PostgreSQL takes the replication strategy of MySQL and breaks it into two pieces:
- Streaming Replication
- Log Shipping Replication
While MySQL combines both of those into a single process, PostgreSQL splits them apart and lets you use and configure one or both independently.
Streaming replication is superficially very similar to MySQL's replication. The slave database makes a normal connection to the master and receives live updates as they happen.
While streaming replication is great for up-to-the-second updates, it doesn't work well if a server is offline for an extended period. Updates aren't queued on the master while the slave is disconnected, so the slave can't use streaming replication to "catch up" after a restart.
In place of MySQL's binary log, PostgreSQL uses a transaction log (or "xlog").
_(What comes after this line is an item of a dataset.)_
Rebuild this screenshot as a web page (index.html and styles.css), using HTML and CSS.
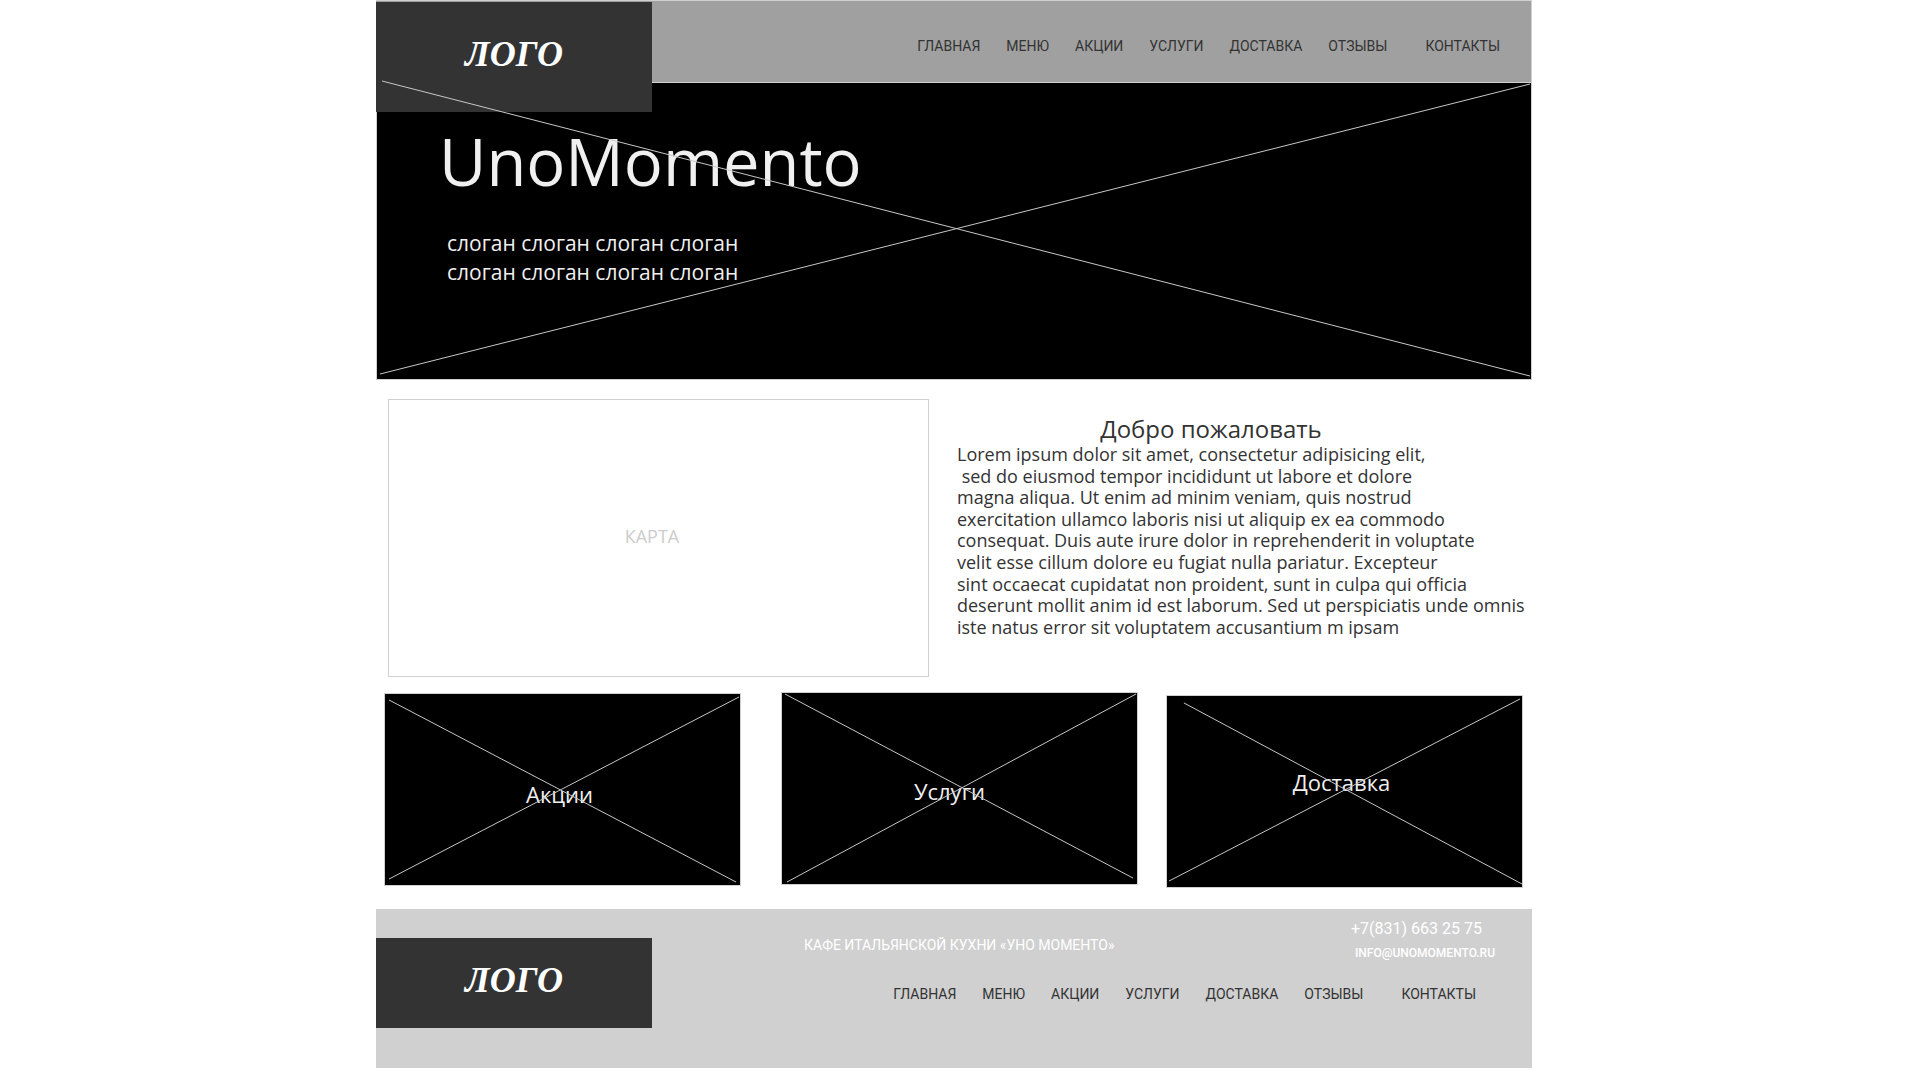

Of course, PostgreSQL is smarter at managing its xlogs, and it automatically reuses old logs to prevent ever increasing disk usage.
To facilitate backup restoration and replication, PostgreSQL includes a
provision to archive old xlogs when they are "flushed." The configuration
contains a simple command template that the server will execute whenever an xlog
file is ready to go. You can get as complicated as you want with the command,
but a simple cp is enough to copy the xlog to an archive location. You could
also setup scp or rsync to copy the files to a remote server.
On the other end of the replication, the slave can be configured to read archived xlogs from a directory accessible to the server. If the slave has been offline for an extend period, it will apply the transactions from the archived logs until it is caught up. If streaming replication is configured, the slave will switch to that once it is caught up. If streaming replication has not been configured, it will continue reading new xlog files as they are added to the archive.
In addition to replication, the xlog archiving is also helpful for restoring database backups. A full backup will include a snapshot of the database along with xlogs for all transactions that were applied between the beginning of the backup and when the backup was complete. The restore process can also leverage any archived xlogs as a sort of "incremental backup" feature to catch up to a running master server.
The WebApp PostgreSQL servers leverage a shared NFS mount to facilitate production xlog archive replication, production database replication and QA database recreation.
All production servers in the cluster, as well as any QA servers that represent
the cluster, have access to the same /pg_archive NFS mount. This mount
contains the following folders:
/pg_archive/VERSION/backups: Two full database backups, taken weekly/pg_archive/VERSION/archive: All archived xlog files since the oldest backup/pg_archive/VERSION/dumps: Weekly SQL dumps of each separate database
This setup allows PostgreSQL to use "local" directories to read/write the xlog archive without having to worry about copying to remote servers. It also makes it easier to refresh QA from a production snapshot. It also provides individual dump files to make it easier to replicate a single production database in development.
The master database server has a backup management script running as a cron job that prevents "bloat" in the backup and archive folders by removing old data. The script is monitored by thresholds in ZenOSS that will alert if too many or too few backups are being kept.